As shown in FIG. 1B, a protruding portion of the gate line serves as the gate electrode 11 of the TFT. Gate electrode 11 is formed on an insulating substrate 10, and a first insulating layer 13 is formed on an exposed surface of insulating substrate 10. Moreover, gate electrode 11 and semiconductor active layer 14 are formed overlapping the gate electrode 11.
Further, an etch stopper is formed on semiconductor active layer 14 by a back exposure method. In this instance, the method of fabricating the etch stopper includes the steps of: forming successively an insulating layer and positive photoresist film on semiconductor active layer 14 and the exposed first insulating layer; patterning the photoresist film by a back exposure process; developing the photoresist film to form a photoresist pattern; etching the insulating layer to form an etch stopper; removing the photoresist pattern.
Next, an ohmic contact layer 6 is formed on portions of etch stopper 15 and semiconductor active layer 14. Ohmic contact layer 6 does not constitute part of the channel. A source electrode 16 is then formed on semiconductor active layer 14, partially overlapping gate electrode 11. In addition, a drain electrode 17 is formed partially overlapping gate electrode 11 and symmetrically with source electrode 16. Then, a second insulating layer 18 is formed on source/drain electrodes 16 and 17 to protect insulating substrate 10. Pixel electrode 19 is then formed connected to drain electrode 17 through a contact hole formed in the second insulating layer 18. Gate electrode 11 may be formed of a conductive material capable of anode-oxidation. This material choice allows an oxide insulating layer 12 to be formed on a surface of gate electrode 11.

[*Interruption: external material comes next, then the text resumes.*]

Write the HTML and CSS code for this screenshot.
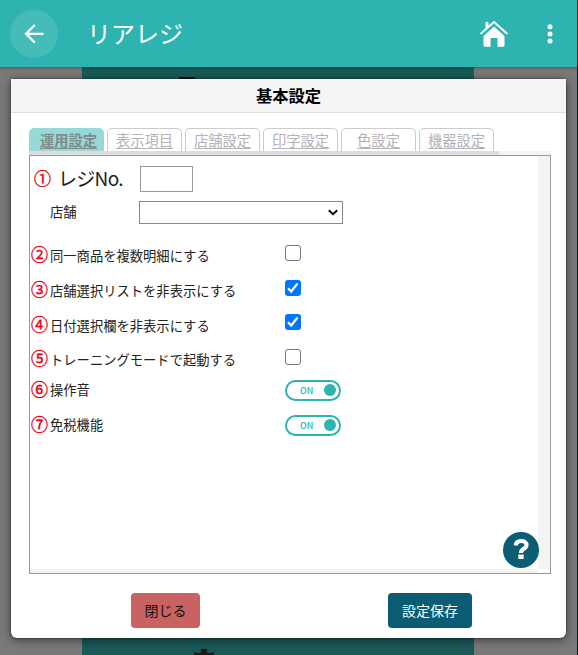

As described above, in a conventional AMLCD, the etch stopper is formed easily without preparing a pattern mask. This AMLCD does not improve the aperture ratio, however, because the gate electrode protrudes beyond the gate line.
FIG. 2A is a plan view showing a second example of the conventional AMLCD. The etch stopper in this example was formed using a pattern mask. FIG. 2B is a cross-sectional view taken along the line I--II of FIG. 2A.
As shown in FIG. 2A, a mostly linear gate line 22 is provided on an insulating substrate, and a data line 21 is provided crossing gate line 22. Data line 21 has a protruding portion 23 extending in the same direction as gate line 22. A drain electrode 24 is formed in corresponding relationship to a source electrode, which includes protruding portion 23 at one side of data line 21 and an inner portion lateral of data line 21. Drain electrode 24 is connected to an upper portion of pixel electrode 29. Here, drain electrode 24 overlaps part of gate line 22 and is formed at an equally spaced distance from the source electrode. The protruding portion of adjacent data line 21, drain electrode 24, and semiconductor island-shaped active layer 27 are formed such that the angle between the drain electrode and a channel region of the TFT is non-linear or L-shaped. As a result, current flows from the entire source electrode. Further, since the channel length can be increased, it is possible to reduce the physical size of the source electrode while maintaining the same level of current flow as in the general conventional TFT. A reduction in the source electrode's physical size lessens the amount of source-gate electrode overlap and thus the resulting capacitance C.sub.gs can also be reduced. Moreover, since the structure of gate line 22 is almost linear, the aperture ratio is increased.
As shown in FIG. 2B, a gate electrode of mostly linear gate line 22 is formed on an insulating substrate 20, and a first insulating layer 26-1 is formed on an exposed surface of insulating substrate 10 and gate electrode 22. Also, first insulating layer 26-1 and semiconductor active layer 27 are formed to overlap the gate electrode 22.
In this device, a pattern mask is used to form an etch stopper 28 on semiconductor active layer 27. The method of fabricating the etch stopper includes the steps of forming successively an insulating layer and positive photosensitive photoresist film on semiconductor active layer 27 and the exposed first insulating layer 26-1, exposing the photoresist film using a pattern mask, developing the photoresist film to form photoresist pattern, and etching the insulating layer to form the etch stopper.
Next, ohmic contact layer 25 is formed on portions of etch stopper 28 and semiconductor active layer 27. Then, a source electrode 23 is formed on semiconductor active layer 28 partially overlapping gate electrode 22. In addition, a drain electrode 24 is formed partially overlapping gate electrode 22. Next, a second insulating layer 26-2 is formed on source/drain electrodes 23 and 24. A pixel electrode 29 is formed and connected to drain electrode 24 through a contact hole in the second insulating layer 26-2. In this instance, gate electrode 22 may be formed of a conductive material capable of anode-oxidation. This material choice allows an oxide insulating layer 22-1 to be formed on a surface of gate electrode 22.
While this second AMLCD example also has an improved aperture ratio due to the gate line's almost linear structure, it requires using a pattern mask to form the etch stopper. This requirement adds complexity and additional cost to the AMLCD fabrication process. For this reason, a need exists for an AMLCD fabrication method which permits forming an etch stopper without the additional complexity of first forming a pattern mask on the substrate layer.